KORN, réglé comme une horloge, revient encore et toujours. Le groupe originaire de Bakersfield, Californie, fait le yoyo depuis les années 2000, enchaînant les sorties, alternant entre retours aux sources plus ou moins convaincants (fibre passéïste illustrée par le retour sans réelles conséquences de Head) et tentatives d'innovations parfois heureuses, parfois moins, éveillant par intermittence l'attention d'un public qui désormais connaît la chanson.
Néanmoins, après The Serenity of Suffering, qui caressait efficacement la corde nostalgique, et après l'album solo de Jonathan Davis dans lequel il laissait libre cours à ses envies d'ailleurs, The Nothing pouvait attiser notre curiosité. Cornemuses lugubres et murmures hantés de Davis qui se muent en sanglots possédés, basse épaisse comme un parpaing : avec The End Begins, on est en terrain connu. KORN n'a rien perdu de son sens du rythme, groovy et pachydermique à défaut d'innover, et le prouve avec Cold. La surprise vient à la rigueur de Davis, agressif et guttural d'entrée. Toujours impeccable au chant, l'homme a été marqué par le décès de sa femme l'an dernier et on le devine habité par ses émotions : ses performances vocales sont, comme d'habitude, suffisamment poignantes pour justifier l'écoute d'un album entier de KORN.
Sauf que la sauce ne prend jamais vraiment.
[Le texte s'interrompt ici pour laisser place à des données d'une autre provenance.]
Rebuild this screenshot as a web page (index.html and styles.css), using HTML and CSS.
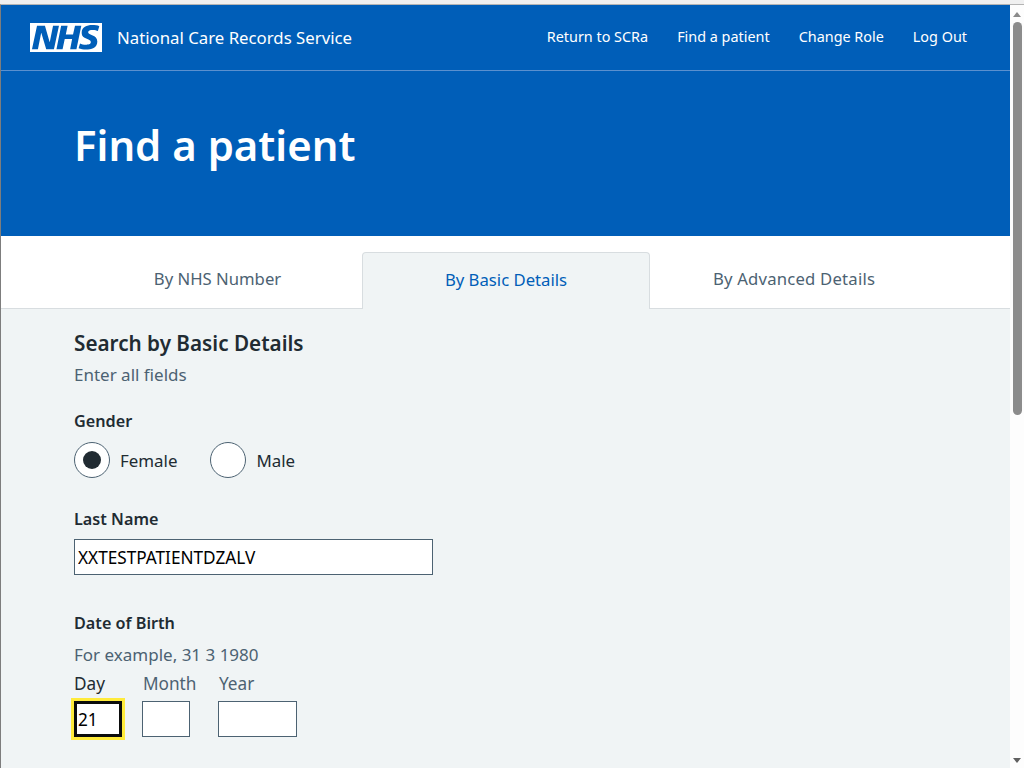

Une fois Cold passée, le single You'll Never Find Me patauge poussivement sur des routes bien trop empruntées. C'est d'ailleurs le principal soucis de The Nothing : l'album se traîne. C'est mou et convenu : on ne frissonne pas, et les tourments du chanteur n'atteignent pas nos tripes. En l'absence de connexion émotionnelle, malgré tous les gimmicks d'un leader qui, une fois encore, épuise sa palette de névroses, un ennui poli s'installe. Il reste néanmoins le jeu de batterie de Ray Luzier, impressionnant, capable d'amener aux morceaux une folie qui fait trop souvent défaut. Le reste, on l'a déjà entendu.
Pourtant tout n'est pas catastrophique : si KORN n'arrive pas raviver la flamme, ses musiciens savent toujours faire le job. The Nothing semble même demander à ses fans un peu de compassion : The Seduction of Indulgence nous pousse d'ailleurs à être plus conciliants. Cette transition minimaliste fonctionne et suscite enfin quelques frissons. Dommage qu'elle soit si courte, on aurait aimé voir ce que KORN pouvait en faire sur la durée. Néanmoins, les cordes qui lancent Idiosyncrasy et les couplets pop de Finally Free sont autant de miettes sur lesquels on peut se rabattre...
La deuxième partie de l'album provoque même quelques haussements de sourcils en variant vaguement la formule, osant s'orienter vers des contrées plus pop donc, voire expérimentales. Can you Hear Me et surtout This Loss et sa mélodie surprenante, théâtrale et aérienne, méritent qu'on y accorde plus que l'oreille mollement distraite par la tiédeur de ce qui précède. Dommage que la traversée laborieuse de The Nothing ait tant usé la patience de ladite oreille pour pouvoir apprécier pleinement du clavier qui donne à Surrender to Failure une mélancolie qui, dans un autre contexte, aurait pu autrement fonctionner. Ironiquement, The Nothing est l'album des titres explicites : "le néant", "la séduction de l'indulgence", "céder à l'échec".... Tout cela est tristement prémonitoire.
Le pire défaut de The Nothing, en fait, est de ne même pas avoir la décence d'être vraiment mauvais. Par le passé, KORN a parfois divisé ses fans avec des albums clivants (See You on the Other Side, The Path of Totality) qui faisaient preuve d'une certaine originalité et d'une remise en question du groupe. Là, à force d'hésiter, d'avoir le cul entre deux chaises, KORN ne pousse aucune de ses pistes jusqu'au bout et se contente d'une oeuvre tiède et mollassonne : c'est d'autant plus frustrant que l'on sent des idées naître mais surtout mourir avant d'avoir le temps de mûrir. Faute de réelles intentions, l'ensemble manque d'âme et The Nothing rejoindra rapidement l'album sans titre de 2007 ou The Paradigm Shift sur l'étagère poussiéreuse de ces disques sans saveurs, pas assez bons pour qu'on les réécoute mais pas assez mauvais non plus pour qu'on s'en souvienne.